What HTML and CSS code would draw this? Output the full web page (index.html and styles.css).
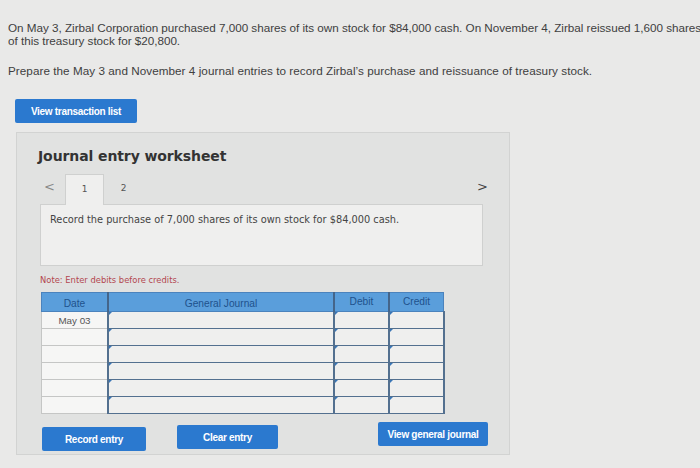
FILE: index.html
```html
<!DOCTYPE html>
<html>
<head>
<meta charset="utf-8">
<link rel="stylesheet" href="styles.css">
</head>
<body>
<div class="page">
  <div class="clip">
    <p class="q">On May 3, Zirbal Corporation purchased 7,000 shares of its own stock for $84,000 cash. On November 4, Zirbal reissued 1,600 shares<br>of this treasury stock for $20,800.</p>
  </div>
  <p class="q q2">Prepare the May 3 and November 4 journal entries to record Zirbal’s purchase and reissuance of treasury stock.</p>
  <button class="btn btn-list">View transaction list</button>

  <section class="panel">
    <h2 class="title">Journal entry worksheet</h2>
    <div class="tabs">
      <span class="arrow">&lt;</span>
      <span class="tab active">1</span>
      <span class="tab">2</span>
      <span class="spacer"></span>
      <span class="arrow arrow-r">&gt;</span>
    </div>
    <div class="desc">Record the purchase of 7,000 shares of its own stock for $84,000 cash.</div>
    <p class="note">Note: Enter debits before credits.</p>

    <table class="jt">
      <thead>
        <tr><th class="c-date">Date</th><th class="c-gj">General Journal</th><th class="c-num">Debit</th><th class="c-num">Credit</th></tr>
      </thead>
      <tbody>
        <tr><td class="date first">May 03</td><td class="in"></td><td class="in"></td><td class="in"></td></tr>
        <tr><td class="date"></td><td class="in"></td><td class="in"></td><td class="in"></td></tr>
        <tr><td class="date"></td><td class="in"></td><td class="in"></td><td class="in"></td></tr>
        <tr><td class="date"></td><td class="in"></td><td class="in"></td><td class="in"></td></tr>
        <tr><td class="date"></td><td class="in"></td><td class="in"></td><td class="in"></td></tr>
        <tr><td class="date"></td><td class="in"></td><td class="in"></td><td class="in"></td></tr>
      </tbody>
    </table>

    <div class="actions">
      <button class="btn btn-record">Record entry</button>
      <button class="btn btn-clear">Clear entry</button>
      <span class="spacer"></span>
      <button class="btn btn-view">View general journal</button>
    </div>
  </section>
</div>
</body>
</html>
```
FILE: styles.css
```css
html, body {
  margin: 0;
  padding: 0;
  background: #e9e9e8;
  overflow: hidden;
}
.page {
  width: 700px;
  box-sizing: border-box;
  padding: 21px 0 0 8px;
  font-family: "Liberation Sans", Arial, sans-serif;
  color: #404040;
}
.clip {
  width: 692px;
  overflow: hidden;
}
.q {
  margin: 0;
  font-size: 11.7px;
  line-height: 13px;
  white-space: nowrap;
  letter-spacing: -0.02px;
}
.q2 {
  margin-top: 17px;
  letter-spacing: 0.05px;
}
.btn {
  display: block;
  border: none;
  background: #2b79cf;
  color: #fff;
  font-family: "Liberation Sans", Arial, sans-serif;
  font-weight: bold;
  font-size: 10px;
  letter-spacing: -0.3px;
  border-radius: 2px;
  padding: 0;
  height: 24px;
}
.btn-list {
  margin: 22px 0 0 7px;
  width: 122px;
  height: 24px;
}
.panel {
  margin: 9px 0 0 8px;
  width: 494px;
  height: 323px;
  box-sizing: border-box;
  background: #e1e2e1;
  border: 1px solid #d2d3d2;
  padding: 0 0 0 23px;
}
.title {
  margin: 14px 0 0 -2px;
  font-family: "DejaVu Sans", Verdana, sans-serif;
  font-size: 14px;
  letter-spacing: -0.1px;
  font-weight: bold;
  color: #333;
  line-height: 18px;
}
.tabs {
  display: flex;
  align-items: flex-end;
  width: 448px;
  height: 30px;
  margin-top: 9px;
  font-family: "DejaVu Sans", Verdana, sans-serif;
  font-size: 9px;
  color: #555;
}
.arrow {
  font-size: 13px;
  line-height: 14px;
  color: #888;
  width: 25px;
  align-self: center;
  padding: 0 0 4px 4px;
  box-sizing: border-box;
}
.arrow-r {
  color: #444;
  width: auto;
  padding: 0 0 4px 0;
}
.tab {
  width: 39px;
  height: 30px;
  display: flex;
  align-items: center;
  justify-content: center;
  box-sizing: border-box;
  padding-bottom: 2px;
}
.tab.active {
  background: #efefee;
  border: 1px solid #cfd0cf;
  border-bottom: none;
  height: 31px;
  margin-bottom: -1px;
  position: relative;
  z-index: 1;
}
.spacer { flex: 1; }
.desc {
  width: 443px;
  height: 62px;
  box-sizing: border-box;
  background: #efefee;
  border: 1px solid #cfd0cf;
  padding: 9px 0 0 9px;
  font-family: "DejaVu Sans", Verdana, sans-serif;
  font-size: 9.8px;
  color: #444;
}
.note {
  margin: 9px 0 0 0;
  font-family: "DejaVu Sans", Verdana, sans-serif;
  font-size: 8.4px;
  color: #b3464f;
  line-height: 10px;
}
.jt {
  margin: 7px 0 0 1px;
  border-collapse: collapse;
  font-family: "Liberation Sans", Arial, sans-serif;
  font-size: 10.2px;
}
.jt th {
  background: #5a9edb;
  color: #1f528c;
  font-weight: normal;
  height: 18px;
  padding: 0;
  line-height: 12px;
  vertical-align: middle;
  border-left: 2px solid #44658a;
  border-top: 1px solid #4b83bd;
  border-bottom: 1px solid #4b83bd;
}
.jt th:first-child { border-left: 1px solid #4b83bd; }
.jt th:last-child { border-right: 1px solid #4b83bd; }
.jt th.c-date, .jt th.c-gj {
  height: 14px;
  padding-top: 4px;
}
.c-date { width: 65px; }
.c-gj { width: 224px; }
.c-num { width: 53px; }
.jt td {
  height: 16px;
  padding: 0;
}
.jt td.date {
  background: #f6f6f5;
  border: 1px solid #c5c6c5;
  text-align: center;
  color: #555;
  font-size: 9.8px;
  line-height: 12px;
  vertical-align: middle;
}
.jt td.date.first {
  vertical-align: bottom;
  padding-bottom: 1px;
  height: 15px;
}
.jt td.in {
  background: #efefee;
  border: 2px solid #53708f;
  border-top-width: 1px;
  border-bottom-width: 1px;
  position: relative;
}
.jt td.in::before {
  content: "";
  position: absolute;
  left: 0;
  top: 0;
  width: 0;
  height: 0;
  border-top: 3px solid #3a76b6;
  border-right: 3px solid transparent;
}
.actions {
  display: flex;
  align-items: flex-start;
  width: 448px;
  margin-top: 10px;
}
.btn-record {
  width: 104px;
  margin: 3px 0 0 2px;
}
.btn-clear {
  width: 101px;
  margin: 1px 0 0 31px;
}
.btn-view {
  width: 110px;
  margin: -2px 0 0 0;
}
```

+-------+

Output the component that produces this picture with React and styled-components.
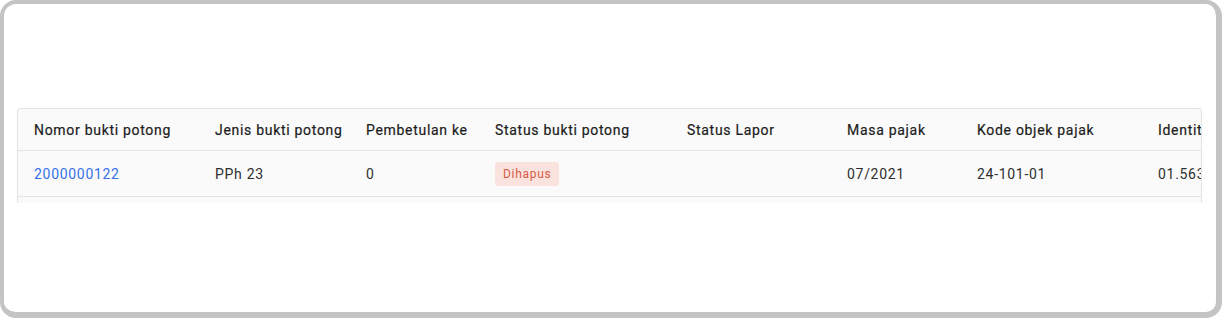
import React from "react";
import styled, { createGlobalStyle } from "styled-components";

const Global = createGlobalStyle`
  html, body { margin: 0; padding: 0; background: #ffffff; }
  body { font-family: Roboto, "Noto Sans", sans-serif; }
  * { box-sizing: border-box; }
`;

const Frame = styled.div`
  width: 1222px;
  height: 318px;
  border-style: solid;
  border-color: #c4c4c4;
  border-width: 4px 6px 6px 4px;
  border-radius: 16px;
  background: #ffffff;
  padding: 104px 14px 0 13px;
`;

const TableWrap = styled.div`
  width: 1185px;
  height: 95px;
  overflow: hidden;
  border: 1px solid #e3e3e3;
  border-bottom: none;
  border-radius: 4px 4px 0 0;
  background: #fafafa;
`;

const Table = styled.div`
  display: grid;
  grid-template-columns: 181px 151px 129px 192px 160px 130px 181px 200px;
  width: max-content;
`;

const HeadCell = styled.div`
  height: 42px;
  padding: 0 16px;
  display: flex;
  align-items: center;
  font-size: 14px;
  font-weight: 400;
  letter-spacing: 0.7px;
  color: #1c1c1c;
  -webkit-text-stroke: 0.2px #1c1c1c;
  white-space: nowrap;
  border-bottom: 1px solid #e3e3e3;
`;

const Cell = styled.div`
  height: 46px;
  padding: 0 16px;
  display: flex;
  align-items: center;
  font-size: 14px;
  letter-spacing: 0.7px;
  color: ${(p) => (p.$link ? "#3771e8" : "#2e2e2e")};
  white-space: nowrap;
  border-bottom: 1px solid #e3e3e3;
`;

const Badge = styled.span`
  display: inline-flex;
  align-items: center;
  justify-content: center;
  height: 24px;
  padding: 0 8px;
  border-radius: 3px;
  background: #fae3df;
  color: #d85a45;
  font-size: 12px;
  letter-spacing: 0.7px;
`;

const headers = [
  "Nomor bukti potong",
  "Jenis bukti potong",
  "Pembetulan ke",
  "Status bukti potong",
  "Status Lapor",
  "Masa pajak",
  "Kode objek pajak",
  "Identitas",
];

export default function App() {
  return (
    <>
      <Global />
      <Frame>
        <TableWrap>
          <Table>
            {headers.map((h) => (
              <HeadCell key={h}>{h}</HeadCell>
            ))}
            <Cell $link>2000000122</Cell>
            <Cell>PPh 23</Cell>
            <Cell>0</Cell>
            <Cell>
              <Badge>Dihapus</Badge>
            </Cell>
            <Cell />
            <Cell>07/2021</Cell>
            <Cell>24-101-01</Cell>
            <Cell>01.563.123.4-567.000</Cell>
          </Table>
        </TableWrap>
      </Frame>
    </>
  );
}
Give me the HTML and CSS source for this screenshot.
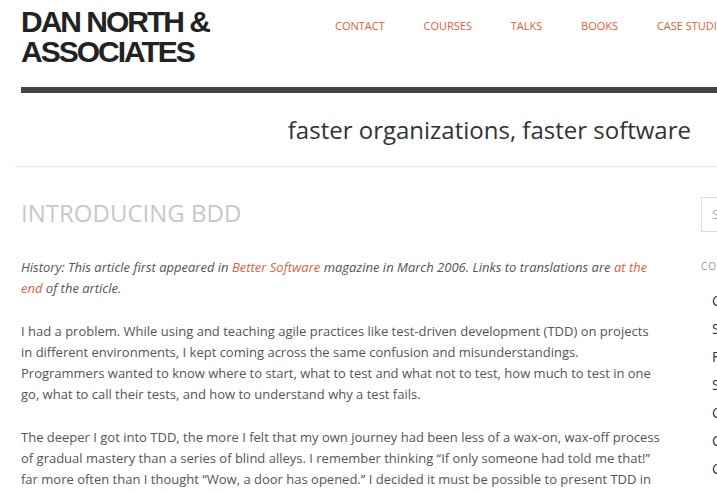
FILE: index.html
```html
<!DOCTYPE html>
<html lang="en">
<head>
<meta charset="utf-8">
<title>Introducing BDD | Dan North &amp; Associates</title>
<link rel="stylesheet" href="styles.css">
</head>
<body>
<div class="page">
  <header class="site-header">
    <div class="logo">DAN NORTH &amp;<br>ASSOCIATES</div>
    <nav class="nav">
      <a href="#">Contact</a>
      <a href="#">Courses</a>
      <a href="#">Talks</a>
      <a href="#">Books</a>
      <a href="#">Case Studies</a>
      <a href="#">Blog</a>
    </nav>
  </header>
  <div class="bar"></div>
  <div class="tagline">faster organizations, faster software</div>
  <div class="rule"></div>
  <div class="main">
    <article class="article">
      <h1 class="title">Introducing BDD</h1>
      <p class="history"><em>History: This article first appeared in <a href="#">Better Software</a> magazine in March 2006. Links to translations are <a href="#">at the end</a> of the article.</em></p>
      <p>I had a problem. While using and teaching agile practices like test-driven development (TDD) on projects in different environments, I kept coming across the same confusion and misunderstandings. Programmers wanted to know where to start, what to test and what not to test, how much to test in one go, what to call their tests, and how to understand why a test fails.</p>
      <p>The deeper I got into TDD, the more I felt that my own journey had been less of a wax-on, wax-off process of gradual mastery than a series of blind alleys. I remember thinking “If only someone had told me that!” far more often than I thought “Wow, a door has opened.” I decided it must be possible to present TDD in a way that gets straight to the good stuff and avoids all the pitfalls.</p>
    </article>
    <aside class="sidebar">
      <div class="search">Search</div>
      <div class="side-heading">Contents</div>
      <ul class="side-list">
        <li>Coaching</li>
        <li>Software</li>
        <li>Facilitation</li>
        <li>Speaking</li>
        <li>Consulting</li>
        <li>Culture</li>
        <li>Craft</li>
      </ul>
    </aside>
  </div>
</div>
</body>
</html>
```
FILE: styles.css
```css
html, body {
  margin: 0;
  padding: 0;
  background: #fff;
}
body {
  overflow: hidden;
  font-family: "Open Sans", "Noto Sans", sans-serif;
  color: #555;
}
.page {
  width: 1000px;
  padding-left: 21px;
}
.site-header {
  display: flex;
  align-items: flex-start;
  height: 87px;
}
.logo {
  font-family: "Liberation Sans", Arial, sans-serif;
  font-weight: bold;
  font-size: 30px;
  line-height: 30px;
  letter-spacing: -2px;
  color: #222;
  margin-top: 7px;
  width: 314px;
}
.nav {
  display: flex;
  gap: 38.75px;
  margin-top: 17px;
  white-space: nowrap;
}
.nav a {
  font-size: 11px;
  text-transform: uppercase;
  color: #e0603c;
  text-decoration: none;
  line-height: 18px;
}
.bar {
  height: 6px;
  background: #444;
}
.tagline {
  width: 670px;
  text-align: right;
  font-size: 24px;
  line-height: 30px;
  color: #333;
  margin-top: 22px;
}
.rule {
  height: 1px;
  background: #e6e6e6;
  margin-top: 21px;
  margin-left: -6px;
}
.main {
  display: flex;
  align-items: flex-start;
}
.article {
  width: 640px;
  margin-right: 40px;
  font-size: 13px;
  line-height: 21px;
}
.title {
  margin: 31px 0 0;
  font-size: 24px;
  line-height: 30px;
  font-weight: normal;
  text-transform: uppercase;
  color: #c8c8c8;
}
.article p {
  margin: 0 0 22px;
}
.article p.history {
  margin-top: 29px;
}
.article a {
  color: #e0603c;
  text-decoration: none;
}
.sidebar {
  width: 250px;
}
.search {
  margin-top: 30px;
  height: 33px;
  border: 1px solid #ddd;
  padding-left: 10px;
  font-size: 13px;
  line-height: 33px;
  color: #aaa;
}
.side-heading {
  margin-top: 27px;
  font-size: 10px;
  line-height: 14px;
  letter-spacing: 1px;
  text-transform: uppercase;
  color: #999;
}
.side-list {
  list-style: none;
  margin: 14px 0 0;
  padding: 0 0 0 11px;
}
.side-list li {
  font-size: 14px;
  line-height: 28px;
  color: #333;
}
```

+-------+

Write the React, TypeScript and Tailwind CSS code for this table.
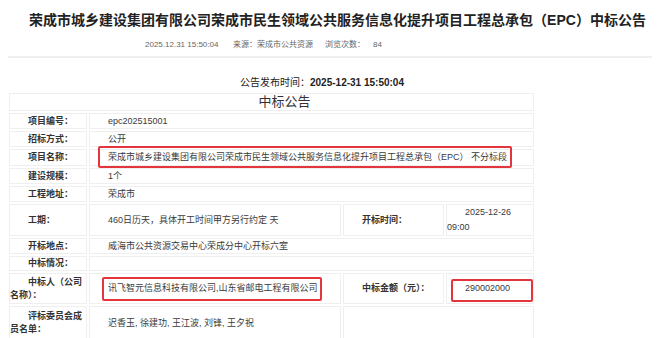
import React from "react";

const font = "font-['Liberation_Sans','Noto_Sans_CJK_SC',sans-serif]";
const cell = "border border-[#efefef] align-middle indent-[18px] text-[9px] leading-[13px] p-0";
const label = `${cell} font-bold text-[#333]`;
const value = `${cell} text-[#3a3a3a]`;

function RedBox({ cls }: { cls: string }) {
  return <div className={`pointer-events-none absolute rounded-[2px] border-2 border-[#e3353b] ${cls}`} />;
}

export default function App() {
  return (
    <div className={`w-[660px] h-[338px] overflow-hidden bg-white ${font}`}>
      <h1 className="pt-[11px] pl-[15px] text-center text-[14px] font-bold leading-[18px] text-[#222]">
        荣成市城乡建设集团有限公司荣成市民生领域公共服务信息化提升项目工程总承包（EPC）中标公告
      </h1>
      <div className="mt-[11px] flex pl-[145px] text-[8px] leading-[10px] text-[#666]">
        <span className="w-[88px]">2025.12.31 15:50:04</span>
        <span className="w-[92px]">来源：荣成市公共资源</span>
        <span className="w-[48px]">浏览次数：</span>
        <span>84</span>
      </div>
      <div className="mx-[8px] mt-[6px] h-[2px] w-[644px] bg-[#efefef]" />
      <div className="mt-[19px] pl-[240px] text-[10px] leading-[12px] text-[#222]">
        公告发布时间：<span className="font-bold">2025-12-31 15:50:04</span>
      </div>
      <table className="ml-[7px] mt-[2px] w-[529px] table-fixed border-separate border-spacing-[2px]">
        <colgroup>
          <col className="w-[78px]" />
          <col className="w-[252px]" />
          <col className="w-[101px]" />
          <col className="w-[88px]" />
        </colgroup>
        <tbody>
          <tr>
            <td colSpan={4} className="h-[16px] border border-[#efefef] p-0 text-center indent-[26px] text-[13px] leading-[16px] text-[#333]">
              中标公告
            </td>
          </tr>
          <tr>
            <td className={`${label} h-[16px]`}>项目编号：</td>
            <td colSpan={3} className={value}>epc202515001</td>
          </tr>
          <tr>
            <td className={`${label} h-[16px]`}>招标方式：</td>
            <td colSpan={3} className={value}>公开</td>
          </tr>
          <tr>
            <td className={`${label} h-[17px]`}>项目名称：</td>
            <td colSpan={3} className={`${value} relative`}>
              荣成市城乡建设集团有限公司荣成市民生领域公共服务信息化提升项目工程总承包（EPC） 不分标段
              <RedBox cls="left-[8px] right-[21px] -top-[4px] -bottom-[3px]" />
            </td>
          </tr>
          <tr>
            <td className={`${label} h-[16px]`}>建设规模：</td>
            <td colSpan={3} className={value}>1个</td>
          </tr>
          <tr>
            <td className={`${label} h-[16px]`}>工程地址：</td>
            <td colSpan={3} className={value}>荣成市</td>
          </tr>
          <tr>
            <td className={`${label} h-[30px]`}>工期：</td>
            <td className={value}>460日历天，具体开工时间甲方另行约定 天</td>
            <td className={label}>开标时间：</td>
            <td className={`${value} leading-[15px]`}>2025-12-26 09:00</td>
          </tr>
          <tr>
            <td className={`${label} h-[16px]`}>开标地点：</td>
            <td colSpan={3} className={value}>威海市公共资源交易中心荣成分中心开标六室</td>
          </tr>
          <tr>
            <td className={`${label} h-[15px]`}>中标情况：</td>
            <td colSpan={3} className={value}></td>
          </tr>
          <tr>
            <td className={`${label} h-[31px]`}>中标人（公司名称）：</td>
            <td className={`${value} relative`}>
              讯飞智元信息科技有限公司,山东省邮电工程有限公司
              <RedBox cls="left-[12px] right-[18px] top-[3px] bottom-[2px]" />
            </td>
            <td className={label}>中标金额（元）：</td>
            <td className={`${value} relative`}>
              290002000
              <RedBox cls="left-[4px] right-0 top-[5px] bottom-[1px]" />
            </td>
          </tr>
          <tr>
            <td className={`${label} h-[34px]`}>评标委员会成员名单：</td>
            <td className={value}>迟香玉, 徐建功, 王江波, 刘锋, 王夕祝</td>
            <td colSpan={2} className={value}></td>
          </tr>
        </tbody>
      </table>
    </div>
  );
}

+-------+

[THE EXERCISE]:
From the entries, copy out each line containing the word "code".

[ANSWER FOR THE TASK]:
What HTML and CSS code would draw this? Output the full web page (index.html and styles.css).
Write the React, TypeScript and Tailwind CSS code for this table.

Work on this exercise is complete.